New Plant in China

Hyundai Motor Group Chairman Chung Mong-koo signs the first Verna model manufactured in the company’s Changzhou plant during a ribbon-cutting ceremony on Oct. 18.
Hyundai Motor Group Chairman Chung Mong-koo signs the first Verna model manufactured in the company’s Changzhou plant during a ribbon-cutting ceremony on Oct. 18.

 

Hyundai Motor Group Chairman Chung Mong-koo said on October 18, “Beijing Hyundai will make a new leap forward with the new plant in Changzhou as a momentum.”

Hyundai Motor Group laid out its strategy to overcome the recent crisis by achieving cumulative sales of 10 million vehicles in China by the first half of 2018, just 16 years after it first entered the market. Considering the fact that it took 38 years for the company to reach that same milestone in Korea, it is a more than two times faster pace.
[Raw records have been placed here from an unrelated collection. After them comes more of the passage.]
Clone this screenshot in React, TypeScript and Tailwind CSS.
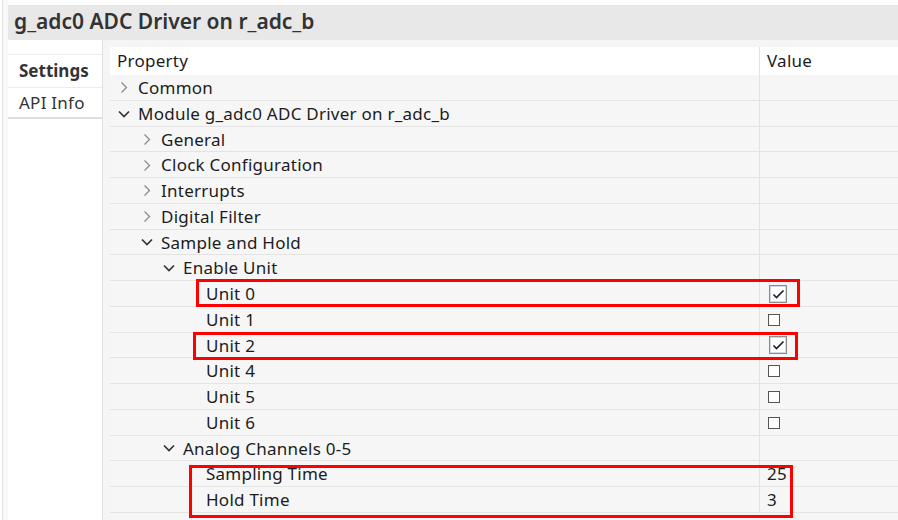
import React from "react";

type Row = {
  label: string;
  level: number;
  kind: "collapsed" | "expanded" | "leaf";
  value?: "checked" | "unchecked" | string;
};

const rows: Row[] = [
  { label: "Common", level: 0, kind: "collapsed" },
  { label: "Module g_adc0 ADC Driver on r_adc_b", level: 0, kind: "expanded" },
  { label: "General", level: 1, kind: "collapsed" },
  { label: "Clock Configuration", level: 1, kind: "collapsed" },
  { label: "Interrupts", level: 1, kind: "collapsed" },
  { label: "Digital Filter", level: 1, kind: "collapsed" },
  { label: "Sample and Hold", level: 1, kind: "expanded" },
  { label: "Enable Unit", level: 2, kind: "expanded" },
  { label: "Unit 0", level: 3, kind: "leaf", value: "checked" },
  { label: "Unit 1", level: 3, kind: "leaf", value: "unchecked" },
  { label: "Unit 2", level: 3, kind: "leaf", value: "checked" },
  { label: "Unit 4", level: 3, kind: "leaf", value: "unchecked" },
  { label: "Unit 5", level: 3, kind: "leaf", value: "unchecked" },
  { label: "Unit 6", level: 3, kind: "leaf", value: "unchecked" },
  { label: "Analog Channels 0-5", level: 2, kind: "expanded" },
  { label: "Sampling Time", level: 3, kind: "leaf", value: "25" },
  { label: "Hold Time", level: 3, kind: "leaf", value: "3" },
];

const indent = ["pl-[8px]", "pl-[31px]", "pl-[53px]", "pl-[76px]"];

function Chevron({ kind }: { kind: Row["kind"] }) {
  if (kind === "collapsed") {
    return (
      <svg width="8" height="13" viewBox="0 0 8 13">
        <polyline points="1.5,1.5 6.5,6.5 1.5,11.5" fill="none" stroke="#8c8c8c" strokeWidth="1.3" />
      </svg>
    );
  }
  if (kind === "expanded") {
    return (
      <svg width="12" height="8" viewBox="0 0 12 8">
        <polyline points="1,1.5 6,6.5 11,1.5" fill="none" stroke="#333" strokeWidth="1.7" />
      </svg>
    );
  }
  return null;
}

function Value({ v }: { v?: string }) {
  if (!v) return null;
  if (v === "checked") {
    return (
      <div className="ml-[2px] flex h-[18px] w-[18px] items-center justify-center border border-[#8a8a8a] bg-white">
        <div className="flex h-[16px] w-[16px] items-center justify-center border border-[#cfd8e3]">
          <svg width="13" height="10" viewBox="0 0 13 10">
            <polyline points="1.5,5.5 4.5,8.5 11.5,1.5" fill="none" stroke="#1b1b2e" strokeWidth="1.6" />
          </svg>
        </div>
      </div>
    );
  }
  if (v === "unchecked") {
    return <div className="ml-[1px] h-[12px] w-[12px] border border-[#555] bg-white" />;
  }
  return <span>{v}</span>;
}

export default function App() {
  return (
    <div
      className="relative flex h-[520px] w-[898px] overflow-hidden bg-white text-[17px] tracking-[0.25px] text-[#1c1c1c]"
      style={{ fontFamily: '"Noto Sans", "Open Sans", sans-serif' }}
    >
      <div className="w-[2px] bg-white" />
      <div className="w-px bg-[#e2e2e2]" />
      <div className="w-[5px] bg-[#f8f8f8]" />
      <div className="flex flex-1 flex-col">
        <div className="h-[5px] bg-white" />
        <div className="flex h-[35px] items-center bg-[#e8e8e8] pb-[3px] pl-[6px] text-[21px] font-semibold leading-none tracking-normal text-[#333]">
          g_adc0 ADC Driver on r_adc_b
        </div>
        <div className="flex flex-1">
          <div className="flex w-[95px] flex-col border-r border-[#e0e0e0] bg-white">
            <div className="h-[14px]" />
            <div className="flex h-[33px] items-center border-t border-[#ececec] pl-[11px] font-bold tracking-normal text-[#333]">
              Settings
            </div>
            <div className="flex h-[30px] items-center border-t border-[#ececec] pl-[11px] text-[#333]">
              API Info
            </div>
            <div className="h-[2px] bg-[#dedede]" />
          </div>
          <div className="flex flex-1 flex-col bg-[#f5f5f5] pl-[7px] pt-[7px]">
            <div className="grid h-[28px] grid-cols-[649px_1fr] bg-white">
              <div className="flex items-center pl-[7px]">Property</div>
              <div className="flex items-center border-l border-[#e2e2e2] pl-[7px]">Value</div>
            </div>
            {rows.map((r, i) => (
              <div key={i} className="grid h-[25.75px] grid-cols-[649px_1fr] border-b border-[#e4e4e4] bg-[#f6f6f6]">
                <div className={`flex items-center ${indent[r.level]}`}>
                  <div className="flex w-[12px] justify-center">
                    <Chevron kind={r.kind} />
                  </div>
                  <span className="ml-[8px] whitespace-nowrap">{r.label}</span>
                </div>
                <div className="flex items-center border-l border-[#e2e2e2] pl-[7px]">
                  <Value v={r.value} />
                </div>
              </div>
            ))}
          </div>
        </div>
      </div>

      <div className="pointer-events-none absolute left-[196px] top-[279px] h-[28px] w-[604px] border-[3px] border-[#ff0000]" />
      <div className="pointer-events-none absolute left-[193px] top-[332px] h-[28px] w-[605px] border-[3px] border-[#ff0000]" />
      <div className="pointer-events-none absolute left-[189px] top-[465px] h-[53px] w-[604px] border-[3px] border-[#ff0000]" />
    </div>
  );
}
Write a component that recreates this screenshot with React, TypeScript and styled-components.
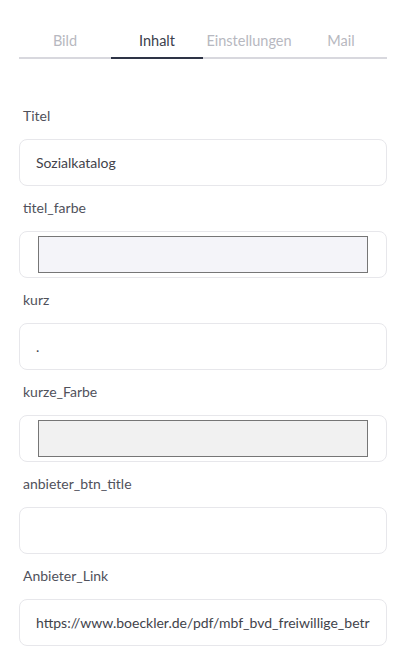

“Beijing Hyundai, a joint venture with Beijing Automotive Group, symbolizes economic cooperation between Korea and China,” said Chairman Chung at a ceremony to mark the completion of the firm’s new plant in Changzhou, Hebei Province of China, on the same day. Since it was founded in China in 2002, the accumulated sold units surpassed 8 million as of August this year. With the operation of the Changzhou plant which can produce 300,000 vehicles a year, Hyundai Motor Group now possesses a production capacity of 2.4 million units per year through eight factories in China.”

The opening of the Changzhou manufacturing plant coincides with Hyundai Motor’s 14th year of operation in China after it established the company on October 18, 2002. The company’s cumulative sales reached 4 million units in 2012, 10 years after the foundation in China, exceeded 8 million units as of August this year, and stood at 8.11 million units by the end of September. Given such an increasing trend, Hyundai Motor said it hopes to sell 10 million vehicles in China by the first half of 2018.

Hyundai Motor and its partner Beijing Automotive Industry Holding Co. (BAIC) invested 1 trillion won (US$885.74 million) each in the Changzhou plant. The new plant, which opened on the day in 18 months after they began the construction in April last year, went into operation in earnest starting with the Verna Yuena.

Sui Zhenjiang, deputy mayor of Beijing, and Yuan Tongli, vice-governor of Hebei Province, said the Changzhou plant is part of the Chinese government’s unification strategy of Beijing, Tianjin and Hebei. Yuan Tongli, vice-governor of Hebei Province, said, “With the completion of the Changzhou plant, we expect that it will develop the unification strategy further and create more opportunities between Korea and China.”